The 3 for 5 with a double and a homer game Thursday raised Vlad Jr.'s season batting line to .413/.526/.674 through 13 games. That's a cool 1.200 OPS on the nose. He is 15 for 31 (.484) in his past eight games and has nearly as many walks (nine) as strikeouts (10) on the year. This hasn't come out of nowhere either -- Guerrero hit .286/.351/.507 in his final 39 games last season.

Vlad Jr. has consistently ranked among the league's exit velocity leaders since his MLB debut two years ago. His 90.6 mph career average exit velocity is a top 30 mark in baseball since his arrival, and Guerrero is one of only three players with multiple batted balls over 118 mph since 2019, joining Giancarlo Stanton and Pete Alonso.

Hitting the ball hard has never been an issue with Guerrero. He's been held back by his tendency to hit the ball on the ground more than anything. Guerrero posted a 51.3 percent ground ball rate from 2019-20, well above the 43.0 league average. No matter how hard you hit the ball, your power output is going to be limited when you put it on the ground that often.
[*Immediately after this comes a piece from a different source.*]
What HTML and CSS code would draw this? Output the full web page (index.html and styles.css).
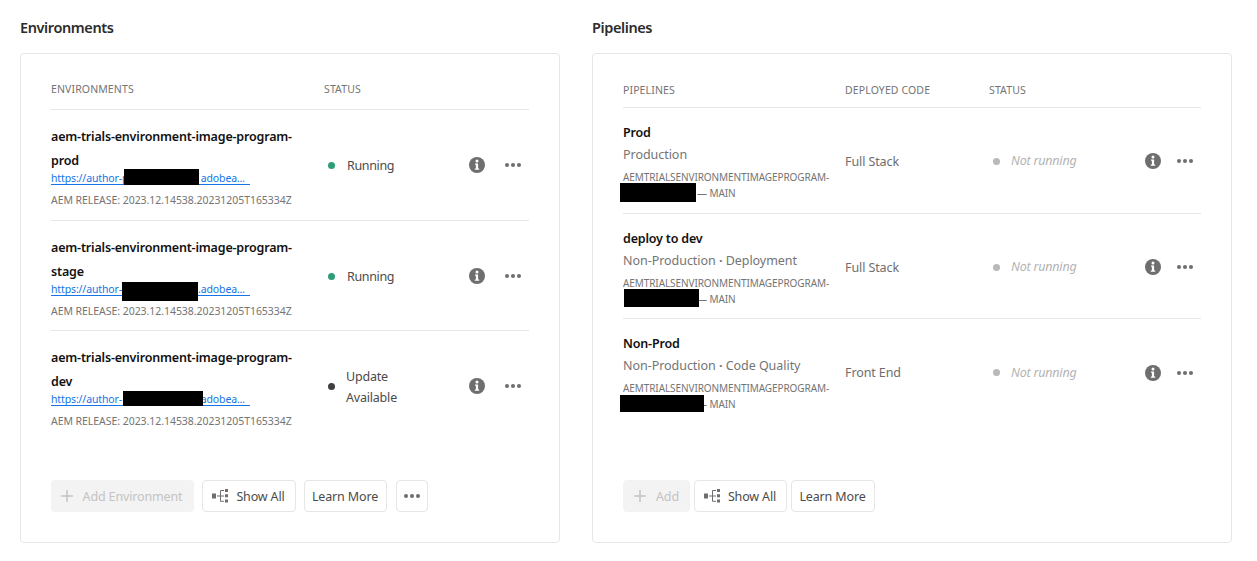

Including Thursday night, Guerrero now owns a 41.7 percent ground ball rate in the early going this season. That's more in line with the game's best power hitters. That ground ball rate combined with Vlad Jr.'s natural ability to hit the ball hard (and also his strike zone knowledge and under-appreciated contact skills) are a recipe for 30 homers, easy.

Development is not linear and the fact Guerrero was considered a bit of a disappointment while hitting .269/.336/.442 (109 OPS+) during his age 21-22 seasons is a testament to how highly regarded he was as a prospect. There's always been a monster lurking beneath the surface though. Two weeks in the 2021 season, it looks like the long-awaited Vlad Jr. breakout is here.